The movie is a lot like The Tony Blair Witch Project, in that its random attempts to educate make it seem like a school project gone off the deep end, and in that the intoxicating substances shown on screen were really consumed by those actors. Specifically, as Betsy Ross entices "George Washington" with a fresh bowl, he says to her in wheezy stoner voice, "When in Rome, do as the Romans do." When she replies, "And how do the Romans do it?" he simply shoots back, "I don't know!" And...scene. We cut back to Paul Revere screwing a girl. I assume this part was still scripted, by certain chemicals got in the way of remembering the lines. What a sight. God fucking bless America.

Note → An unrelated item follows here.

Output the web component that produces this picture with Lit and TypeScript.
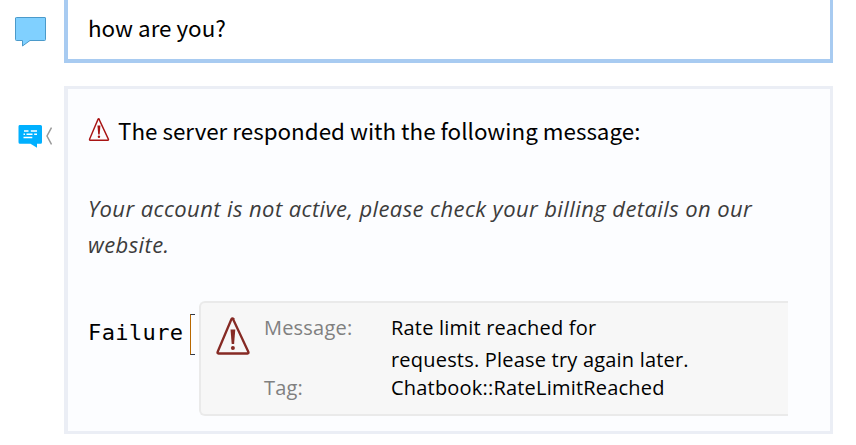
import { LitElement, html, css } from "lit";
import { customElement } from "lit/decorators.js";

@customElement("warning-icon")
class WarningIcon extends LitElement {
  static styles = css`
    :host { display: block; color: #a81414; }
    svg { display: block; width: 100%; height: 100%; }
  `;
  render() {
    return html`<svg viewBox="0 0 36 40" fill="none" stroke="currentColor">
      <path d="M18 3 L33.3 35.7 Q34 37.5 32.5 37.5 H3.5 Q2 37.5 2.7 35.7 L16.5 3 Q17.3 1.6 18.6 3Z" stroke-width="2.3" stroke-linejoin="round" />
      <path d="M15.5 13.5h4.8l-1.2 14.5h-2.4z" fill="currentColor" stroke="none" />
      <circle cx="17.9" cy="32" r="2" fill="currentColor" stroke="none" />
    </svg>`;
  }
}

@customElement("app-root")
class AppRoot extends LitElement {
  static styles = css`
    :host {
      display: block; height: 445px; overflow: hidden; background: #fff; color: #000;
      font-family: "Noto Sans CJK SC", sans-serif;
    }
    .row { display: grid; grid-template-columns: 64px 769px; }
    .gutter { display: flex; align-items: flex-start; }
    .user .gutter { padding: 16px 0 0 15px; }
    .assistant { margin-top: 23px; }
    .assistant .gutter { padding: 39px 0 0 18px; }
    .fold { margin: 2px 0 0 4px; }
    svg { display: block; }
    .cell { box-sizing: border-box; border: 3px solid #ebeef5; border-left-width: 4px; padding: 0 20px; }
    .user .cell { height: 63px; border: 4px solid #a8cbf1; border-top: 0; border-right-width: 3px; padding-top: 9px; }
    .assistant .cell { height: 348px; background: #fcfdff; padding-top: 24px; }
    .text { font-size: 22.4px; line-height: 36px; white-space: nowrap; }
    .head { display: flex; height: 36px; }
    .head .text { margin-top: -1px; }
    .small { width: 22px; height: 25px; margin: 4px 8px 0 0; }
    .detail {
      margin-top: 41px; height: 72px; color: #3c3c3c; font-style: italic; letter-spacing: 0.41px;
      font-family: "Open Sans", sans-serif; line-height: 36px; font-size: 22px; white-space: nowrap;
    }
    .failure { display: flex; align-items: flex-start; margin-top: 39px; }
    .name {
      width: 102px; margin-top: 14px; font: 22px/36px "DejaVu Sans Mono", monospace; letter-spacing: 0.4px;
    }
    .bracket {
      box-sizing: border-box; width: 5px; height: 41px; margin: 13px 4px 0 0;
      border: 1px solid #303848; border-left-color: #b86800; border-right: 0;
    }
    .panel {
      box-sizing: border-box; display: flex; width: 589px; height: 115px; background: #f7f7f7;
      border: 2px solid #eaeaea; border-right: 0; border-radius: 6px 0 0 6px; padding: 11px 0 0 14px;
      font-family: "Open Sans", sans-serif; font-size: 20px; letter-spacing: 0.2px;
    }
    .large { width: 36px; height: 40px; color: #862a24; margin: 2px 13px 0 0; }
    .fields { display: grid; grid-template-columns: 127px auto; grid-template-rows: 60px 28px; white-space: nowrap; line-height: 28px; }
    .label { color: #808080; }
    .value div + div { margin-top: 4px; }
  `;

  render() {
    return html`
      <section class="row user">
        <div class="gutter">
          <svg width="32" height="32" viewBox="0 0 32 32">
            <path d="M1.5 1.5H30Q30.5 1.5 30.5 2V23.5Q30.5 24.5 29.5 24.5H15L7.5 30V24.5H1.5Q.5 24.5 .5 23.5V2Q.5 1.5 1.5 1.5Z" fill="#80d0ff" stroke="#4b9aca" />
          </svg>
        </div>
        <div class="cell"><div class="text">how are you?</div></div>
      </section>
      <section class="row assistant">
        <div class="gutter">
          <svg width="24" height="23" viewBox="0 0 24 23">
            <path d="M1.5 0H22.5Q24 0 24 1.5V17.2Q24 18.7 22.5 18.7H19V22.7L12.5 18.7H2Q.5 18.7 .5 17.2V1.5Q.5 0 1.5 0Z" fill="#00b0ff" />
            <path d="M6 6h4.5M12.8 6h6.2M5.5 9.3h1.5M8.5 9.3h6M16.2 9.3h2.8M5.5 12.5h8.8" stroke="#fff" stroke-width="1.5" />
          </svg>
          <svg class="fold" width="6" height="18" viewBox="0 0 6 18"><path d="M5.5 .5L1 9L5.5 17.5" fill="none" stroke="#999" stroke-width="1.5" /></svg>
        </div>
        <div class="cell">
          <div class="head">
            <warning-icon class="small"></warning-icon>
            <div class="text">The server responded with the following message:</div>
          </div>
          <div class="detail">
            <div>Your account is not active, please check your billing details on our</div>
            <div>website.</div>
          </div>
          <div class="failure">
            <div class="name">Failure</div>
            <div class="bracket"></div>
            <div class="panel">
              <warning-icon class="large"></warning-icon>
              <div class="fields">
                <div class="label">Message:</div>
                <div class="value"><div>Rate limit reached for</div><div>requests. Please try again later.</div></div>
                <div class="label">Tag:</div>
                <div class="value"><div>Chatbook::RateLimitReached</div></div>
              </div>
            </div>
          </div>
        </div>
      </section>
    `;
  }
}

But in a more significant parallel to Tony Blair, Clockwork is made by no less or more than a group of friends clowning around. It wasn't intended to make a lot of money, and no money was spent on it. It becomes similar to Nosferatu in Brazil by Ivan Cardoso--a way to fill time, and doing so unprofessionally but memorably. It's something of look into the time it was made to boot, because it's very '70s. Watch it, and you'll know what I mean. You want to know what I mean, right? So watch it.

This movie has two cuts available right now, both from Vinegar Syndrome: the DVD has some (but not most) nudity cut, whereas the Blu-Ray apparently has some hardcore sequences. I reviewed this from the DVD because I owe a lot of money to some loan companies, and if I fail to pay they will remove my teeth (I assume). As such, I can only buy a couple of Blu-Rays per year or risk having to have aspic for the rest of my life.

It's a see-it-ta-believe-it sort of thing--the movie, that is, not me being forced to eat aspic. I've given some glimpses into its heart (even if I didn't tell you about the jarring dub work they do for Paris and Helen of Troy...oops). And I'll give just one more, in case you're not convinced: the words "By Odin" are spoken not once, not twice, but three times in this movie.